Ancaman Deforestasi di Balik DBH Sawit, Pemerintah Perlu Lakukan Ini
Kebijakan pemberian Dana Bagi Hasil (DBH) sawit dibayangi risiko deforestasi karena tak menutup peluang daerah non penghasilan ikut membabat hutan demi memperoleh tambahan pendapatan.
Pengamat memperingatkan agar moratorium sawit berjalan optimal, sementara anggota Dewan Perwakilan Rakyat (DPR) meminta ada dana khusus untuk daerah non penghasil yang masih melestarikan hutan.
Kebijakan DHE sawit mulai meluncur tahun ini. Sri Mulyani menyiapkan anggaran Rp 3,4 triliun yang akan ditransfer ke 350 daerah penghasilan sawit dan daerah yang berbatasan dengan daerah penghasil. Besaran yang diberikan beragam sesuai formula perhitungan dan kinerja, namun setiap daerah minimal memperoleh Rp 1 miliar.
Wakil Ketua Komisi XI DPR RI Dolfie memperingatkan kebijakan ini berisiko memicu deforestasi. Pasalnya, ia khawatir daerah yang selama ini masih memiliki hutan tergoda untuk ikut mengizinkan pembukaan lahan sawit baru demi mengejar transfer DBH sawit.
"Karena ada karakeristik daerah tertentu yang punya hutan lindung, punya lahan produktif, punya cagar budaya dan sebagainya, karena tidak dapat insentif kemudian berlomba-lomba mengalihkan semuanya ke sawit," kata Dolfie dalam rapat dengan Kementerian Keuangan, Selasa (12/4).
Direktur Eksekutif INDEF Tauhid Ahmad menyebut kebijakan DBH itu seharusnya tidak serta merta mendorong penambahan lahan sawit baru. Alasannya, pemerintah sudah memiliki kebijakan moratorium sawit yang menahan penerbitan izin baru lahan sawit. Meski demikian, moratorium itu berakhir pada September 2021 dan belum ada kepastian hingga saat ini.
Di sisi lain, Tauhid tak menampik bahwa kebijakan dan praktik di lapangan tak selalu sejalan. Karena itu, ia menyebut risiko pembabatan hutan masih tetap ada terutama adanya dorongan dari sektor swasta. Desakan swasta untuk membukan lahan sawit baru itu bisa semakin kencang jika harga sawit terus merangkak naik sehingga menjanjikan 'cuan' besar.

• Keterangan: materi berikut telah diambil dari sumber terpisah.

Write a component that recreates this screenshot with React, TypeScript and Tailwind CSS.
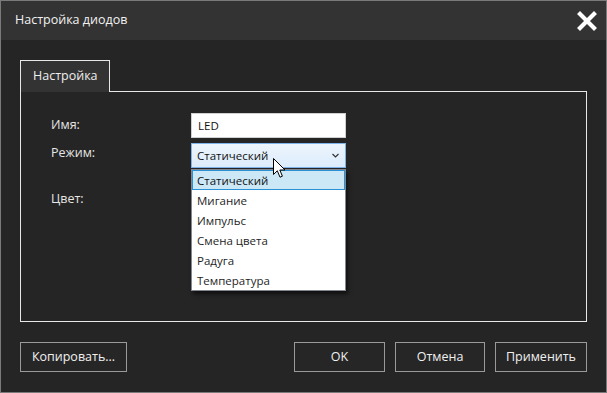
import { useState } from 'react';

const MODES = [
    'Статический',
    'Мигание',
    'Импульс',
    'Смена цвета',
    'Радуга',
    'Температура',
];

function CloseIcon() {
    return (
        <svg width="20" height="20" viewBox="0 0 20 20" className="block">
            <path
                d="M3 3 L17 17 M17 3 L3 17"
                stroke="#ffffff"
                strokeWidth="4.2"
                strokeLinecap="square"
            />
        </svg>
    );
}

function Chevron() {
    return (
        <svg width="7" height="5" viewBox="0 0 7 5" className="block">
            <path d="M0.5 1 L3.5 4 L6.5 1" stroke="#333" strokeWidth="1.2" fill="none" />
        </svg>
    );
}

function Cursor() {
    return (
        <svg width="14" height="21" viewBox="0 0 14 21" className="block">
            <path
                d="M0.5 0.5 L0.5 16.5 L4.3 12.8 L7 19.2 L9.4 18.2 L6.8 12 L12 12 Z"
                fill="#ffffff"
                stroke="#000000"
                strokeWidth="1"
                strokeLinejoin="miter"
            />
        </svg>
    );
}

function DialogButton({ label, className }: { label: string; className?: string }) {
    return (
        <button
            type="button"
            className={`h-[30px] border border-[#9a9a9a] bg-[#262626] text-[12.5px] text-[#f0f0f0] ${className ?? ''}`}
        >
            {label}
        </button>
    );
}

export default function App() {
    const [name] = useState('LED');
    const [mode] = useState(0);

    return (
        <div
            className="relative flex h-[393px] w-[607px] flex-col border border-[#7a7a7a] bg-[#252525] text-[12.5px]"
            style={{ fontFamily: '"Open Sans", "Noto Sans", sans-serif' }}
        >
            {/* title bar */}
            <div className="flex h-[39px] items-center justify-between bg-[#333333] pl-[14px] pr-[9px]">
                <span className="text-[12.5px] text-[#f2f2f2]">Настройка диодов</span>
                <CloseIcon />
            </div>

            <div className="flex flex-1 flex-col px-[19px] pt-[20px]">
                {/* tab */}
                <div className="relative z-10 -mb-px flex h-[32px] w-[90px] items-center border-x border-t border-[#e8e8e8] bg-[#333333] pl-[12px] text-[12.5px] text-[#eeeeee]">
                    Настройка
                </div>

                {/* panel */}
                <div className="h-[231px] border border-[#e8e8e8] pl-[30px] pt-[21px]">
                    <div className="flex flex-col gap-[5px]">
                        <div className="flex items-center">
                            <span className="w-[140px] text-[#e6e6e6]">Имя:</span>
                            <div className="flex h-[25px] w-[155px] items-center border border-[#d0d0d0] bg-white pl-[6px] text-[11.5px] text-[#111]">
                                {name}
                            </div>
                        </div>
                        <div className="flex items-start">
                            <span className="w-[140px] pt-[1px] text-[#e6e6e6]">Режим:</span>
                            <div className="flex h-[25px] w-[155px] items-center justify-between border border-[#7eb4ea] bg-gradient-to-b from-[#ecf4fc] to-[#dcecfc] pl-[5px] pr-[6px] text-[11.5px] text-[#111]">
                                <span>{MODES[mode]}</span>
                                <Chevron />
                            </div>
                        </div>
                        <div className="mt-[17px] flex items-center">
                            <span className="w-[140px] text-[#e6e6e6]">Цвет:</span>
                        </div>
                    </div>
                </div>

                {/* buttons */}
                <div className="mt-[20px] flex items-center">
                    <DialogButton label="Копировать..." className="w-[107px]" />
                    <div className="flex-1" />
                    <div className="flex gap-[10px]">
                        <DialogButton label="OK" className="w-[91px]" />
                        <DialogButton label="Отмена" className="w-[90px]" />
                        <DialogButton label="Применить" className="w-[92px]" />
                    </div>
                </div>
            </div>

            {/* open dropdown list */}
            <div className="absolute left-[190px] top-[168px] w-[155px] border border-[#828790] bg-white text-[11.5px] shadow-[2px_3px_4px_rgba(0,0,0,0.6)]">
                {MODES.map((m, i) => (
                    <div
                        key={m}
                        className={
                            i === mode
                                ? 'flex h-[20px] items-center border border-[#2b91d6] bg-[#cce8f7] pl-[4px] pt-[2px] text-[#111]'
                                : 'flex h-[20px] items-center pl-[5px] pt-[2px] text-[#1e1e1e]'
                        }
                    >
                        {m}
                    </div>
                ))}
            </div>

            <div className="pointer-events-none absolute left-[272px] top-[157px]">
                <Cursor />
            </div>
        </div>
    );
}
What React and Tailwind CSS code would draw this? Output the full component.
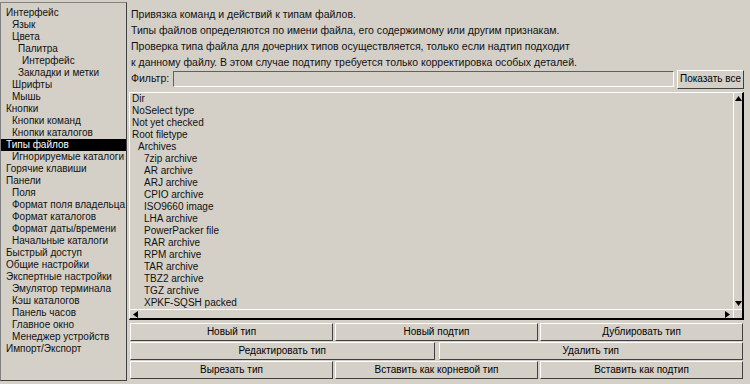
const tree = [
  ["Интерфейс", 0],
  ["Язык", 1],
  ["Цвета", 1],
  ["Палитра", 2],
  ["Интерфейс", 3],
  ["Закладки и метки", 2],
  ["Шрифты", 1],
  ["Мышь", 1],
  ["Кнопки", 0],
  ["Кнопки команд", 1],
  ["Кнопки каталогов", 1],
  ["Типы файлов", 0],
  ["Игнорируемые каталоги", 1],
  ["Горячие клавиши", 0],
  ["Панели", 0],
  ["Поля", 1],
  ["Формат поля владельца", 1],
  ["Формат каталогов", 1],
  ["Формат даты/времени", 1],
  ["Начальные каталоги", 1],
  ["Быстрый доступ", 0],
  ["Общие настройки", 0],
  ["Экспертные настройки", 0],
  ["Эмулятор терминала", 1],
  ["Кэш каталогов", 1],
  ["Панель часов", 1],
  ["Главное окно", 1],
  ["Менеджер устройств", 1],
  ["Импорт/Экспорт", 0],
];

const types = [
  ["Dir", 0],
  ["NoSelect type", 0],
  ["Not yet checked", 0],
  ["Root filetype", 0],
  ["Archives", 1],
  ["7zip archive", 2],
  ["AR archive", 2],
  ["ARJ archive", 2],
  ["CPIO archive", 2],
  ["ISO9660 image", 2],
  ["LHA archive", 2],
  ["PowerPacker file", 2],
  ["RAR archive", 2],
  ["RPM archive", 2],
  ["TAR archive", 2],
  ["TBZ2 archive", 2],
  ["TGZ archive", 2],
  ["XPKF-SQSH packed", 2],
];

const treeIndent = ["pl-[5px]", "pl-[11px]", "pl-[17px]", "pl-[21px]"];
const typeIndent = ["pl-[2px]", "pl-[8px]", "pl-[14px]"];

function Button({ label, className = "" }) {
  return (
    <button
      className={`h-[18px] bg-[#d4d0c8] border-t border-l border-white border-r border-b border-r-[#404040] border-b-[#404040] text-[10px] leading-none text-black whitespace-nowrap ${className}`}
    >
      {label}
    </button>
  );
}

export default function App() {
  return (
    <div className="w-[750px] h-[384px] bg-[#d4d0c8] flex font-['Liberation_Sans',Arial,sans-serif] text-[10px] text-[#111] overflow-hidden">
      {/* Settings tree */}
      <div className="w-[127px] mt-[2px] h-[379px] border-l border-t border-r border-b border-l-[#808080] border-t-[#808080] border-r-[#404040] border-b-[#404040] pt-[4px]">
        {tree.map(([label, level], i) => (
          <div
            key={i}
            className={`h-[12px] leading-[12px] whitespace-nowrap ${treeIndent[level]} ${
              label === "Типы файлов" && level === 0 ? "bg-black text-white" : ""
            }`}
          >
            {label}
          </div>
        ))}
      </div>

      {/* File types page */}
      <div className="w-[616px] ml-[2px] flex flex-col">
        <div className="pt-[6px] pl-[2px] leading-[16px] text-[10.5px]">
          <p>Привязка команд и действий к типам файлов.</p>
          <p>Типы файлов определяются по имени файла, его содержимому или другим признакам.</p>
          <p>Проверка типа файла для дочерних типов осуществляется, только если надтип подходит</p>
          <p>к данному файлу. В этом случае подтипу требуется только корректировка особых деталей.</p>
        </div>

        <div className="flex items-center h-[20px] mt-[-1px]">
          <span className="pl-[2px] w-[44px] text-[10.5px]">Фильтр:</span>
          <div className="w-[501px] h-[16px] border-t border-l border-[#606060] border-r border-b border-r-white border-b-white" />
          <Button label="Показать все" className="ml-[3px] w-[67px] h-[19px]" />
        </div>

        {/* Type list */}
        <div className="mt-[3px] w-[615px] h-[228px] border-t border-l border-white border-r-2 border-b-2 border-r-black border-b-black flex flex-col">
          <div className="flex flex-1 min-h-0">
            <div className="flex-1 overflow-hidden">
              {types.map(([label, level], i) => (
                <div key={i} className={`h-[12px] leading-[12px] whitespace-nowrap ${typeIndent[level]}`}>
                  {label}
                </div>
              ))}
            </div>
            <div className="w-[9px] border-l border-white flex flex-col justify-between items-center py-[3px]">
              <svg width="7" height="5" viewBox="0 0 7 5"><path d="M3.5 0 L7 5 L0 5 Z" fill="#000" /></svg>
              <svg width="7" height="5" viewBox="0 0 7 5"><path d="M0 0 L7 0 L3.5 5 Z" fill="#000" /></svg>
            </div>
          </div>
          <div className="h-[9px] border-t border-white flex">
            <div className="flex-1 flex items-center justify-between px-[3px]">
              <svg width="5" height="7" viewBox="0 0 5 7"><path d="M0 3.5 L5 0 L5 7 Z" fill="#000" /></svg>
              <svg width="5" height="7" viewBox="0 0 5 7"><path d="M0 0 L5 3.5 L0 7 Z" fill="#000" /></svg>
            </div>
            <div className="w-[9px] border-l border-white" />
          </div>
        </div>

        {/* Action buttons */}
        <div className="mt-[3px] flex flex-col gap-[1px] w-[614px] pl-[1px]">
          <div className="flex gap-[2px]">
            <Button label="Новый тип" className="flex-1" />
            <Button label="Новый подтип" className="flex-1" />
            <Button label="Дублировать тип" className="flex-1" />
          </div>
          <div className="flex gap-[4px]">
            <Button label="Редактировать тип" className="flex-1" />
            <Button label="Удалить тип" className="flex-1" />
          </div>
          <div className="flex gap-[2px]">
            <Button label="Вырезать тип" className="flex-1" />
            <Button label="Вставить как корневой тип" className="flex-1" />
            <Button label="Вставить как подтип" className="flex-1" />
          </div>
        </div>
      </div>
    </div>
  );
}
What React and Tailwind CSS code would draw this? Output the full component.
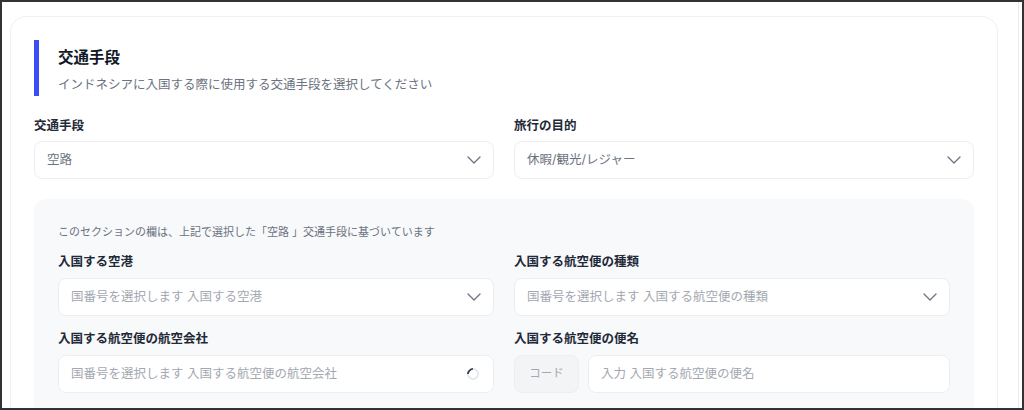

Tauhid menyarankan pemberian DBH itu nantinya ditentukan spesifik penggunannya, seperti pembangunan infrastruktur jalan, penyediaan layanan kesehatan dan pendidikan bagi masyarakat sekitar perkebunan sawit hingga insentif untuk sertifikasi bagi petani.
Sementara, Dolfie meminta Kementerian Keuangan juga bisa memberi insentif bagi daerah non sawit yang memiliki kawasan hutan lindung atau cagar alam. Ia ingin insentif tersebut bisa diambil dari dana alokasi khusus (DAK) yang penyalurannya selama ini tanpa formula tertentu seperti DBH.
"Kami ingin kebijakan ini (DBH) juga disertai dengan mempertajam kebijakan di DAK fisik bagi daerah-daerah afirmatif, yaitu daerah yang memikiki hutan lindung, punya cagar alam, cagar budaya, mereka menjaga semua itu tapi tidak dapa insentif," kata dia.
Menteri Keuangan Sri Mulyani setuju terkait kekhawatiran Dolfie itu. Ia juga tak ingin kebijakan baru yang dikeluarkan justru menimbulkan efek negatif terhadap keragaman hayati dan dampak lingkungan.
Meski demikian, ia memastikan instrumen kebijakan pemerintah lainnya, di luar DBH, akan tetap mendukung upaya melindungi hutan Indonesia. Salah satunya melalui pengembangan pasar karbon.
"Kami juga akan lihat dari keseluruhan set DAK dan instrumen yang lain untuk bisa tetap menjaga hutan-hutan, terutama hutan lindung. Kami dengan KLHK sedang sangat serius membangun mekanisme carbon market. Jadi instrumennya akan terus dikombinasikan dengan berbagai hal yang kita miliki," kata Sri Mulyani.